>>>>

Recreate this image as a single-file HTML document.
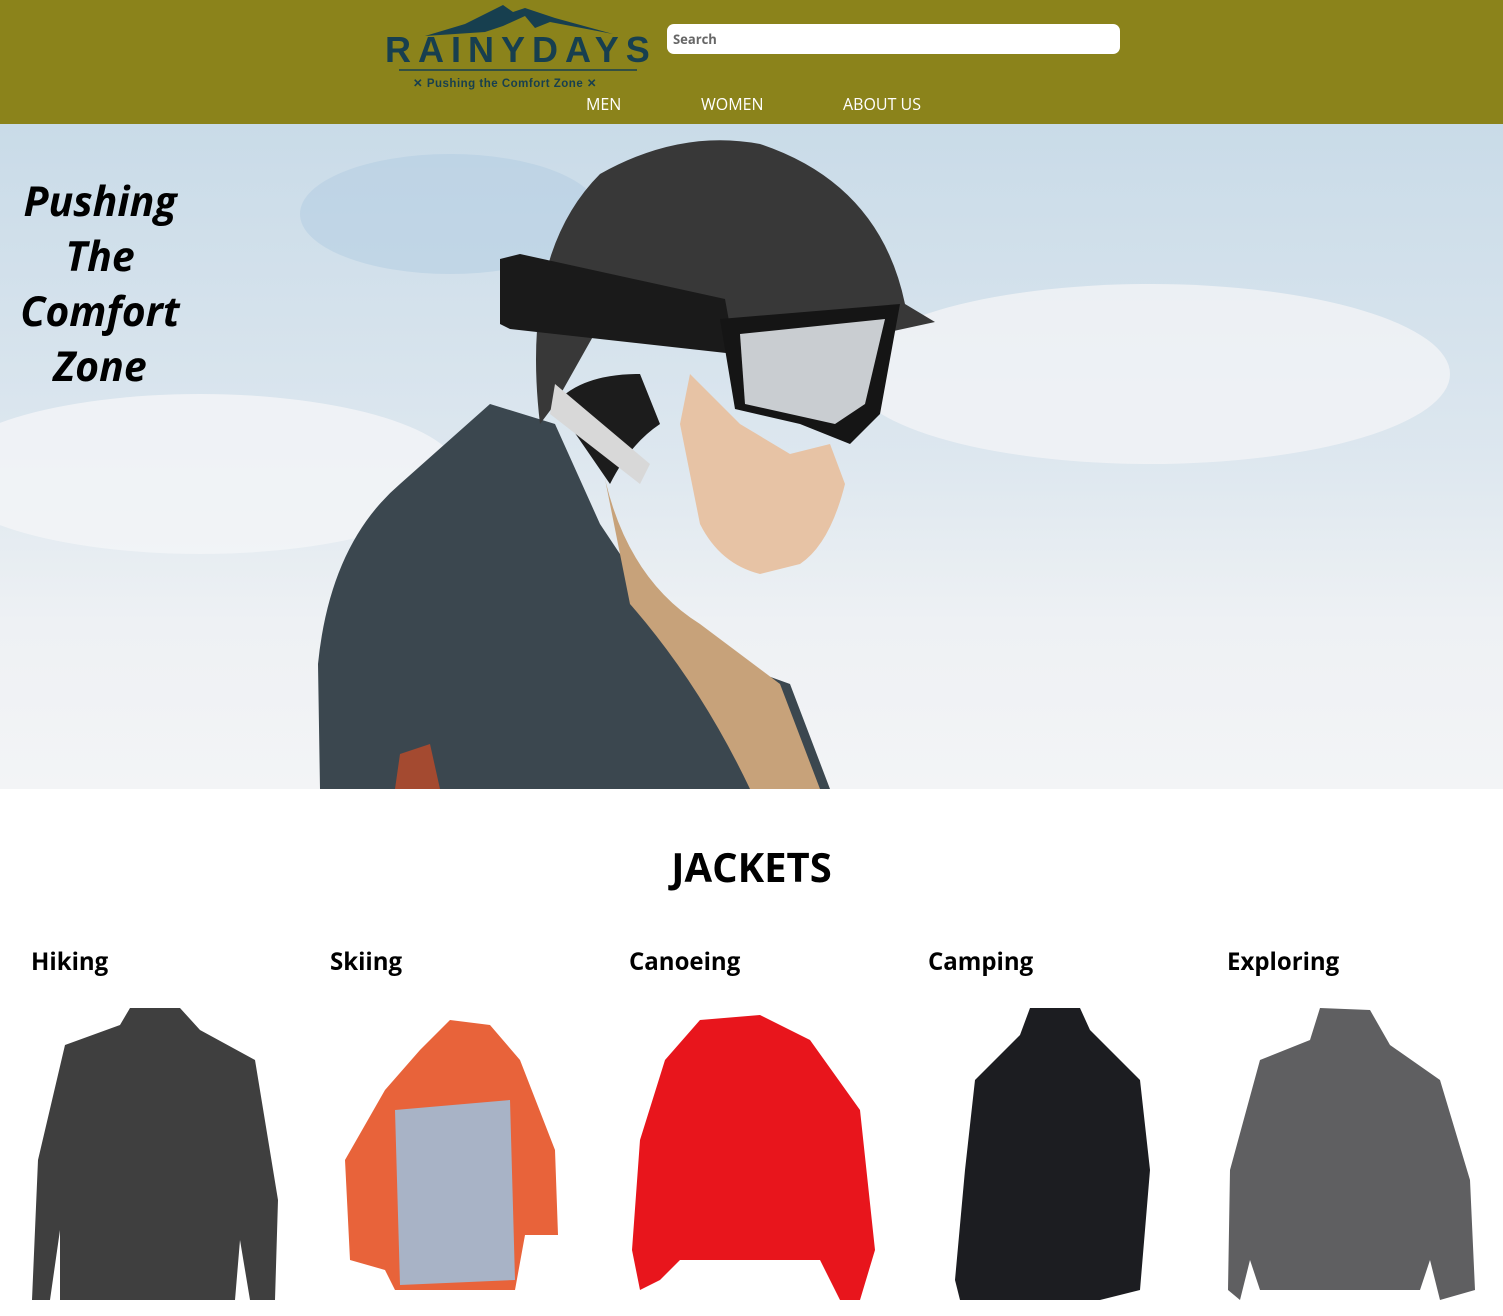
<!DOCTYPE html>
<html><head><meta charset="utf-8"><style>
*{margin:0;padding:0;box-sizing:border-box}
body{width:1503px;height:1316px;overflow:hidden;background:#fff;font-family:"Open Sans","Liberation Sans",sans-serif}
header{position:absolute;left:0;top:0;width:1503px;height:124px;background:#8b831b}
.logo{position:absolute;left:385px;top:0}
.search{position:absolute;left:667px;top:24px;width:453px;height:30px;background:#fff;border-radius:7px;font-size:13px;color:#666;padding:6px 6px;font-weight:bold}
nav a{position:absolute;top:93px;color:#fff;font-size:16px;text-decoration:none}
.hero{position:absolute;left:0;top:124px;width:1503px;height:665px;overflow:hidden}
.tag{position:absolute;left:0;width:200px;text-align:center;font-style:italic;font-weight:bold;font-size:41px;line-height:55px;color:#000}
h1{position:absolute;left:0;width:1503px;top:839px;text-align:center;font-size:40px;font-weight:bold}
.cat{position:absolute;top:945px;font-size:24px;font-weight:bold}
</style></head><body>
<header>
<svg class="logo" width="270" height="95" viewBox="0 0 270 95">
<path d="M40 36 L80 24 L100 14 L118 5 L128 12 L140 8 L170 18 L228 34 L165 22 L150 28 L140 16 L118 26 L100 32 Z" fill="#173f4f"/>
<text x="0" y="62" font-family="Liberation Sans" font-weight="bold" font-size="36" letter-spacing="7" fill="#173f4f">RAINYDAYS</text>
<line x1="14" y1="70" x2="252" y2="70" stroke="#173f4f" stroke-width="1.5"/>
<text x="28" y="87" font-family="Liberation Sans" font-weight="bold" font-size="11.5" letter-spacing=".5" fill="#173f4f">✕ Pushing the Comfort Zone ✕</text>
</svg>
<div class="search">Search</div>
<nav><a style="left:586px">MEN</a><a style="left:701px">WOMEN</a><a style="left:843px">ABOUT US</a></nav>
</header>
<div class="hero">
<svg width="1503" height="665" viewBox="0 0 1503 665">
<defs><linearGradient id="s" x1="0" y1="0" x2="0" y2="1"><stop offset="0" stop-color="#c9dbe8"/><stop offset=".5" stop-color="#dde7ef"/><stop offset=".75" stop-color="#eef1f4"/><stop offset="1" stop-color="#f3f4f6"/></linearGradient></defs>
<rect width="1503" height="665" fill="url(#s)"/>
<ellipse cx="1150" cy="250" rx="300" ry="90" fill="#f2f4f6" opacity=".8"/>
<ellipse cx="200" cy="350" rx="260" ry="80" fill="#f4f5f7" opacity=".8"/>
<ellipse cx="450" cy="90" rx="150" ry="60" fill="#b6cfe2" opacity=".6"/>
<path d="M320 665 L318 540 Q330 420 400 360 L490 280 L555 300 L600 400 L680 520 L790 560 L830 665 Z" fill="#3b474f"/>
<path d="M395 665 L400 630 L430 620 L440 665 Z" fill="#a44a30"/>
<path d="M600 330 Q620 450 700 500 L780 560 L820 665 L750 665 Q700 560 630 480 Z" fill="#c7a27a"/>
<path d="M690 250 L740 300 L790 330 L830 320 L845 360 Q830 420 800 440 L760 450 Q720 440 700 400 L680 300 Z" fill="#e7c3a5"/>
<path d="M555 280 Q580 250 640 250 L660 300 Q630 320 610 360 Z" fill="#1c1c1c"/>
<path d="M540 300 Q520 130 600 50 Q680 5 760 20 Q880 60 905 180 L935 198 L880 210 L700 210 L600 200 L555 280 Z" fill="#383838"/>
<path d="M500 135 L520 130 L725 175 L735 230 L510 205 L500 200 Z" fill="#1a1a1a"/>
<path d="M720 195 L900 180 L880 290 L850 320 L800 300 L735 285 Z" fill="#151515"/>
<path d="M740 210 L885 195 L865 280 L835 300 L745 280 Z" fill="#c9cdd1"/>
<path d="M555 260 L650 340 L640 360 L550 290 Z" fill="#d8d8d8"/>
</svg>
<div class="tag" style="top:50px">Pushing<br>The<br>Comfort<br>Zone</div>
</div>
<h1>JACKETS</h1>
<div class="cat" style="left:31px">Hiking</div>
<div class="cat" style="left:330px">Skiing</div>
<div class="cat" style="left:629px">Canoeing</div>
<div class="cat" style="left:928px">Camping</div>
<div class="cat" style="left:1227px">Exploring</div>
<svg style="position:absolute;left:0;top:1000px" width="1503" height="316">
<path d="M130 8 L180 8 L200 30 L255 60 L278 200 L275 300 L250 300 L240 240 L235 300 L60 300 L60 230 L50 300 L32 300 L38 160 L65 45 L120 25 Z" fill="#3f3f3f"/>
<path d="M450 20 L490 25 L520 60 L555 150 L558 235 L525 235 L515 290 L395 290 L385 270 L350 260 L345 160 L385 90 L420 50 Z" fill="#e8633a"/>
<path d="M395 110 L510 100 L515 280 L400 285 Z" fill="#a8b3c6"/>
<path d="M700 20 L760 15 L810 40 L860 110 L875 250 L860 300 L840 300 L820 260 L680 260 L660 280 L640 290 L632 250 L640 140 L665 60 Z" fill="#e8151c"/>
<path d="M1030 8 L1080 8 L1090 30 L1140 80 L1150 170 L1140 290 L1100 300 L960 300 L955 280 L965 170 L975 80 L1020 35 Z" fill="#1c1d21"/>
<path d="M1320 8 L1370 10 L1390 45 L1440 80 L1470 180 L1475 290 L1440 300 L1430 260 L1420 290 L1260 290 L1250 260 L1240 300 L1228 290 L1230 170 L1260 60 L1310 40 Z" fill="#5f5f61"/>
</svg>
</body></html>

<<<<

Stated exercise | Write out every line above exactly as it is, leaving out the pictures.

Solution to this exercise |
Recreate this image as a single-file HTML document.
<!DOCTYPE html>
<html><head><meta charset="utf-8"><style>
*{margin:0;padding:0;box-sizing:border-box}
body{width:1503px;height:1316px;overflow:hidden;background:#fff;font-family:"Open Sans","Liberation Sans",sans-serif}
header{position:absolute;left:0;top:0;width:1503px;height:124px;background:#8b831b}
.logo{position:absolute;left:385px;top:0}
.search{position:absolute;left:667px;top:24px;width:453px;height:30px;background:#fff;border-radius:7px;font-size:13px;color:#666;padding:6px 6px;font-weight:bold}
nav a{position:absolute;top:93px;color:#fff;font-size:16px;text-decoration:none}
.hero{position:absolute;left:0;top:124px;width:1503px;height:665px;overflow:hidden}
.tag{position:absolute;left:0;width:200px;text-align:center;font-style:italic;font-weight:bold;font-size:41px;line-height:55px;color:#000}
h1{position:absolute;left:0;width:1503px;top:839px;text-align:center;font-size:40px;font-weight:bold}
.cat{position:absolute;top:945px;font-size:24px;font-weight:bold}
</style></head><body>
<header>
<svg class="logo" width="270" height="95" viewBox="0 0 270 95">
<path d="M40 36 L80 24 L100 14 L118 5 L128 12 L140 8 L170 18 L228 34 L165 22 L150 28 L140 16 L118 26 L100 32 Z" fill="#173f4f"/>
<text x="0" y="62" font-family="Liberation Sans" font-weight="bold" font-size="36" letter-spacing="7" fill="#173f4f">RAINYDAYS</text>
<line x1="14" y1="70" x2="252" y2="70" stroke="#173f4f" stroke-width="1.5"/>
<text x="28" y="87" font-family="Liberation Sans" font-weight="bold" font-size="11.5" letter-spacing=".5" fill="#173f4f">✕ Pushing the Comfort Zone ✕</text>
</svg>
<div class="search">Search</div>
<nav><a style="left:586px">MEN</a><a style="left:701px">WOMEN</a><a style="left:843px">ABOUT US</a></nav>
</header>
<div class="hero">
<svg width="1503" height="665" viewBox="0 0 1503 665">
<defs><linearGradient id="s" x1="0" y1="0" x2="0" y2="1"><stop offset="0" stop-color="#c9dbe8"/><stop offset=".5" stop-color="#dde7ef"/><stop offset=".75" stop-color="#eef1f4"/><stop offset="1" stop-color="#f3f4f6"/></linearGradient></defs>
<rect width="1503" height="665" fill="url(#s)"/>
<ellipse cx="1150" cy="250" rx="300" ry="90" fill="#f2f4f6" opacity=".8"/>
<ellipse cx="200" cy="350" rx="260" ry="80" fill="#f4f5f7" opacity=".8"/>
<ellipse cx="450" cy="90" rx="150" ry="60" fill="#b6cfe2" opacity=".6"/>
<path d="M320 665 L318 540 Q330 420 400 360 L490 280 L555 300 L600 400 L680 520 L790 560 L830 665 Z" fill="#3b474f"/>
<path d="M395 665 L400 630 L430 620 L440 665 Z" fill="#a44a30"/>
<path d="M600 330 Q620 450 700 500 L780 560 L820 665 L750 665 Q700 560 630 480 Z" fill="#c7a27a"/>
<path d="M690 250 L740 300 L790 330 L830 320 L845 360 Q830 420 800 440 L760 450 Q720 440 700 400 L680 300 Z" fill="#e7c3a5"/>
<path d="M555 280 Q580 250 640 250 L660 300 Q630 320 610 360 Z" fill="#1c1c1c"/>
<path d="M540 300 Q520 130 600 50 Q680 5 760 20 Q880 60 905 180 L935 198 L880 210 L700 210 L600 200 L555 280 Z" fill="#383838"/>
<path d="M500 135 L520 130 L725 175 L735 230 L510 205 L500 200 Z" fill="#1a1a1a"/>
<path d="M720 195 L900 180 L880 290 L850 320 L800 300 L735 285 Z" fill="#151515"/>
<path d="M740 210 L885 195 L865 280 L835 300 L745 280 Z" fill="#c9cdd1"/>
<path d="M555 260 L650 340 L640 360 L550 290 Z" fill="#d8d8d8"/>
</svg>
<div class="tag" style="top:50px">Pushing<br>The<br>Comfort<br>Zone</div>
</div>
<h1>JACKETS</h1>
<div class="cat" style="left:31px">Hiking</div>
<div class="cat" style="left:330px">Skiing</div>
<div class="cat" style="left:629px">Canoeing</div>
<div class="cat" style="left:928px">Camping</div>
<div class="cat" style="left:1227px">Exploring</div>
<svg style="position:absolute;left:0;top:1000px" width="1503" height="316">
<path d="M130 8 L180 8 L200 30 L255 60 L278 200 L275 300 L250 300 L240 240 L235 300 L60 300 L60 230 L50 300 L32 300 L38 160 L65 45 L120 25 Z" fill="#3f3f3f"/>
<path d="M450 20 L490 25 L520 60 L555 150 L558 235 L525 235 L515 290 L395 290 L385 270 L350 260 L345 160 L385 90 L420 50 Z" fill="#e8633a"/>
<path d="M395 110 L510 100 L515 280 L400 285 Z" fill="#a8b3c6"/>
<path d="M700 20 L760 15 L810 40 L860 110 L875 250 L860 300 L840 300 L820 260 L680 260 L660 280 L640 290 L632 250 L640 140 L665 60 Z" fill="#e8151c"/>
<path d="M1030 8 L1080 8 L1090 30 L1140 80 L1150 170 L1140 290 L1100 300 L960 300 L955 280 L965 170 L975 80 L1020 35 Z" fill="#1c1d21"/>
<path d="M1320 8 L1370 10 L1390 45 L1440 80 L1470 180 L1475 290 L1440 300 L1430 260 L1420 290 L1260 290 L1250 260 L1240 300 L1228 290 L1230 170 L1260 60 L1310 40 Z" fill="#5f5f61"/>
</svg>
</body></html>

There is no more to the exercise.